Member of the East Java Regional People's Representative Council
- In office 31 August 2019 – 23 September 2020
- Governor: Khofifah Indar Parawansa
- Constituency: East Java 12

Personal details
- Born: April 15, 1992 (age 34) Surabaya, East Java, Indonesia
- Party: Golkar

= Aditya Halindra Faridzky =

Indonesian Javanese politician

Aditya Halindra Faridzky (born 15 April 1992) is an Indonesian Javanese politician who became a member of the East Java Regional People's Representative Council from 2019 until 2020. He was elected as the Regent of Tuban in the 2020 Tuban regent election.

== Early life and education ==
Aditya was born on 15 April 1992 in Surabaya, East Java to Ali Hasan and Haeny Relawati Rini Widyastuti. His mother, Haeny Relawati Rini Widyastuti, was a Golkar politician who became the Regent of Tuban from 2001 until 2011, while his father, Ali Hasan, was an entrepreneur and a Golkar politician. The third of four children in a Muslim family, he has two sisters named Aulia Hany Mustikasari and Adela Hanindya Nastiti, and a brother named Aldwin Hafid Harsandi.

Aditya began his studies at the Kebonsari State Elementary School No. 2 from 1998 until 2004. Aditya then continued his studies at the State High School No. 1 from 2004 until 2007, and the Taruna Nusantara High School — a semi-military boarding school — from 2007 until 2010.

After he graduated from high school, Aditya enrolled at the economics faculty in the Gadjah Mada University in 2010. However, in the midst of his second semester in the university, his father, Ali Hasan, died on 5 April 2011. Subsequently, he was given the duty of handling and organizing the family's business. Due to concerns about distance from the university to the family businesses in Tuban, he decided to move to Airlangga University in Surabaya. He graduated from the Airlangga University in 2014.

== Political career ==

=== In the Golkar party ===
Aditya began his tenure his politics since 2011. Aditya became member of Golkar party's youth wing. He became the chairman of the Tuban branch of the party's youth wing in 2013 and as the deputy chairman of the Golkar party in Tuban. Aditya was unanimously elected as the chairman of the Golkar party in Tuban in May 2016 for a five-year term.
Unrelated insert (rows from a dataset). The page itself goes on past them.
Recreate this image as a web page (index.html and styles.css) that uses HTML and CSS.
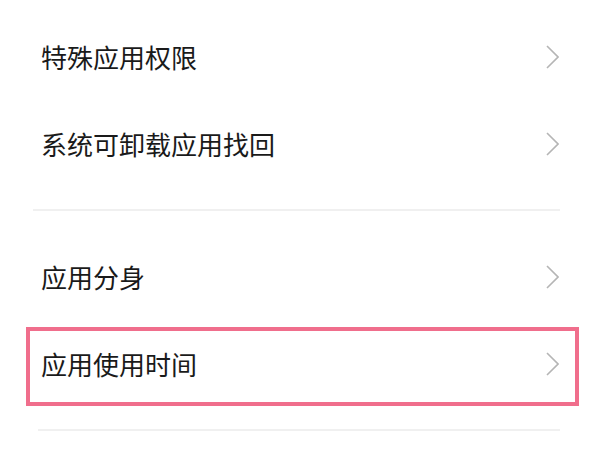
FILE: index.html
```html
<!DOCTYPE html>
<html lang="zh-CN">
<head>
    <meta charset="UTF-8">
    <meta name="viewport" content="width=device-width, initial-scale=1.0">
    <title>应用管理</title>
    <link rel="stylesheet" href="styles.css">
</head>
<body>
    <div class="list">
        <div class="row">
            <span class="label">特殊应用权限</span>
            <svg class="chevron" viewBox="0 0 13 24"><polyline points="1,1 12,12 1,23"/></svg>
        </div>
        <div class="row">
            <span class="label">系统可卸载应用找回</span>
            <svg class="chevron" viewBox="0 0 13 24"><polyline points="1,1 12,12 1,23"/></svg>
        </div>

        <div class="divider"></div>

        <div class="row">
            <span class="label">应用分身</span>
            <svg class="chevron" viewBox="0 0 13 24"><polyline points="1,1 12,12 1,23"/></svg>
        </div>
        <div class="row highlight">
            <span class="label">应用使用时间</span>
            <svg class="chevron" viewBox="0 0 13 24"><polyline points="1,1 12,12 1,23"/></svg>
        </div>

        <div class="divider last"></div>
    </div>
</body>
</html>
```

FILE: styles.css
```css
body {
    margin: 0;
    background: #ffffff;
    color: #1a1a1a;
    font-family: "Noto Sans CJK SC", "Noto Sans", sans-serif;
}

.list {
    padding-top: 13px;
}

.row {
    height: 87px;
    display: flex;
    align-items: center;
    justify-content: space-between;
    padding: 0 41px;
    position: relative;
}

.label {
    font-size: 26px;
    line-height: 1;
}

.chevron {
    width: 13px;
    height: 24px;
    fill: none;
    stroke: #b5b5b5;
    stroke-width: 1.6;
}

.divider {
    height: 2px;
    background: #f0f0f0;
    margin: 22px 40px 22px 33px;
}

.divider.last {
    margin: 22px 40px 0 38px;
}

/* annotation frame drawn over the row */
.highlight::after {
    content: "";
    position: absolute;
    left: 26px;
    right: 21px;
    top: 7px;
    bottom: 1px;
    border: 4px solid #f06e8c;
    pointer-events: none;
}
```
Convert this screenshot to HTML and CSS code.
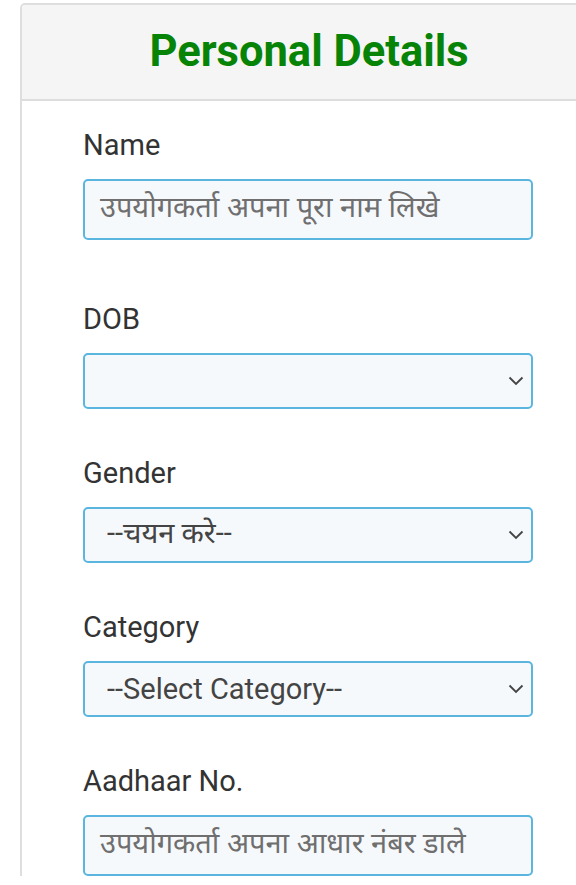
FILE: index.html
```html
<!DOCTYPE html>
<html lang="hi">
<head>
<meta charset="utf-8">
<title>Personal Details</title>
<link rel="stylesheet" href="styles.css">
</head>
<body>
<div class="card">
  <div class="card-header">
    <h2 class="card-title">Personal Details</h2>
  </div>
  <div class="card-body">
    <div class="group group-first">
      <label class="label">Name</label>
      <div class="control input"><span class="placeholder">उपयोगकर्ता अपना पूरा नाम लिखे</span></div>
    </div>
    <div class="group">
      <label class="label">DOB</label>
      <div class="control select"><span class="value"></span>
        <svg class="chev" viewBox="0 0 16 10" width="16" height="10"><path d="M1.5 1.5 L8 8 L14.5 1.5" fill="none" stroke="#444" stroke-width="1.8"/></svg>
      </div>
    </div>
    <div class="group">
      <label class="label">Gender</label>
      <div class="control select"><span class="value">--चयन करे--</span>
        <svg class="chev" viewBox="0 0 16 10" width="16" height="10"><path d="M1.5 1.5 L8 8 L14.5 1.5" fill="none" stroke="#444" stroke-width="1.8"/></svg>
      </div>
    </div>
    <div class="group">
      <label class="label">Category</label>
      <div class="control select"><span class="value">--Select Category--</span>
        <svg class="chev" viewBox="0 0 16 10" width="16" height="10"><path d="M1.5 1.5 L8 8 L14.5 1.5" fill="none" stroke="#444" stroke-width="1.8"/></svg>
      </div>
    </div>
    <div class="group">
      <label class="label">Aadhaar No.</label>
      <div class="control input"><span class="placeholder">उपयोगकर्ता अपना आधार नंबर डाले</span></div>
    </div>
  </div>
</div>
</body>
</html>
```
FILE: styles.css
```css
* { box-sizing: border-box; }
html, body { margin: 0; padding: 0; background: #fff; overflow: hidden; }
body {
  font-family: Roboto, "Noto Sans Devanagari", "Noto Sans", sans-serif;
  color: #333;
  width: 576px;
  height: 885px;
}
.card {
  margin: 3px -22px 0 20px;
  border: 2px solid #dedede;
  border-bottom: none;
  border-radius: 5px 5px 0 0;
  background: #fff;
}
.card-header {
  background: #f5f5f5;
  border-bottom: 2px solid #dddddd;
  height: 96px;
  display: flex;
  align-items: center;
  justify-content: center;
  border-radius: 4px 4px 0 0;
}
.card-title {
  margin: 0;
  color: #078307;
  font-family: Roboto, sans-serif;
  font-weight: 700;
  font-size: 43.5px;
  line-height: 1;
}
.card-body {
  padding: 27px 61px 0 61px;
}
.group { margin-bottom: 47px; }
.group-first { margin-bottom: 62px; }
.label {
  display: block;
  font-size: 29px;
  line-height: 31px;
  padding-top: 2px;
  color: #333;
  margin-bottom: 18px;
}
.control {
  width: 450px;
  border: 2px solid #5bb6df;
  border-radius: 5px;
  background: #f6f9fc;
  display: flex;
  align-items: center;
}
.input { height: 61px; padding-left: 15px; }
.select { height: 56px; padding: 0 7px 0 22px; justify-content: space-between; }
.placeholder {
  font-size: 29px;
  color: #6f6f6f;
  font-family: "Noto Sans Devanagari", "Noto Sans", Roboto, sans-serif;
}
.value {
  font-size: 29px;
  color: #444;
}
.chev { flex: none; }
```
=== Regional legislator ===
Aditya ran as a candidate for the East Java Regional House of Representatives in the 2019 Indonesian general election. Aditya contested in the elections as a candidate from the Golkar party, representing the 12th East Java electoral district, which covers Bojonegoro and Tuban. Aditya obtained 66,562 votes in the election and won a seat in the council, making him the youngest member of the council.

Aditya, along with 119 other members of the council, was inaugurated on 31 August 2019. Aditya was seated in the commission B of the council, which handles economy, industry and trade, agriculture, fishery, livestock, plantation, forestry, food procurement and logistics, cooperatives, small and medium entrepreneurs, tourism, creative economy, and management of regional marine area potential. He also became the member of the deliberations body of the council.

On 1 September 2020, following his plans to run in the 2020 Tuban regent election, Aditya send a letter to the council, stating his plans to resign from the council. Aditya officially resigned on 23 September 2020 after he was officially declared eligible to run in the election. Aditya's seat remained vacant until 16 November 2020, when Freddy Poernomo was inaugurated and officially replaced him.

== Regent of Tuban ==

=== Elections ===
Since he became a member of the East Java Regional People's Representative Council, Aditya has planned to run in the 2020 Tuban regent election. In an interview with Warta Transparan on 31 August 2019, Aditya stated that he has communicated with public figures in Tuban regarding his candidacy. Aside from his party Golkar, Aditya was endorsed by the Democratic Party, which announced their support on 5 August 2020, and by the Prosperous Justice Party, which announced their support on 26 August 2020. Aditya chose Riyadi, a politician from the Democratic Party, as his running mate.

Aditya and Riyadi registered themselves as a candidate on 6 September 2020. On 23 September 2020, the Tuban General Elections Commission announced three eligible candidates for the election. Ballot number was assigned the next day with Aditya as candidate number 2.

Elections were held on 9 December 2020 on the same day as other elections during the 2020 Indonesian local elections. Vandiko campaign team deployed witnesses to the individual polling stations across the regency. Aditya himself voted in the Perbon subdistrict along with his mother and sister. Following the voting, immediate quick count results favored Aditya's victory. Official results were announced by the General Elections Commission on 15 December 2020, with Aditya obtaining 423,212 votes or 60 percent of the total votes. Aditya was declared as the winner of the election. He was reelected for a second term in 2024, securing 528,942 votes (83.9%).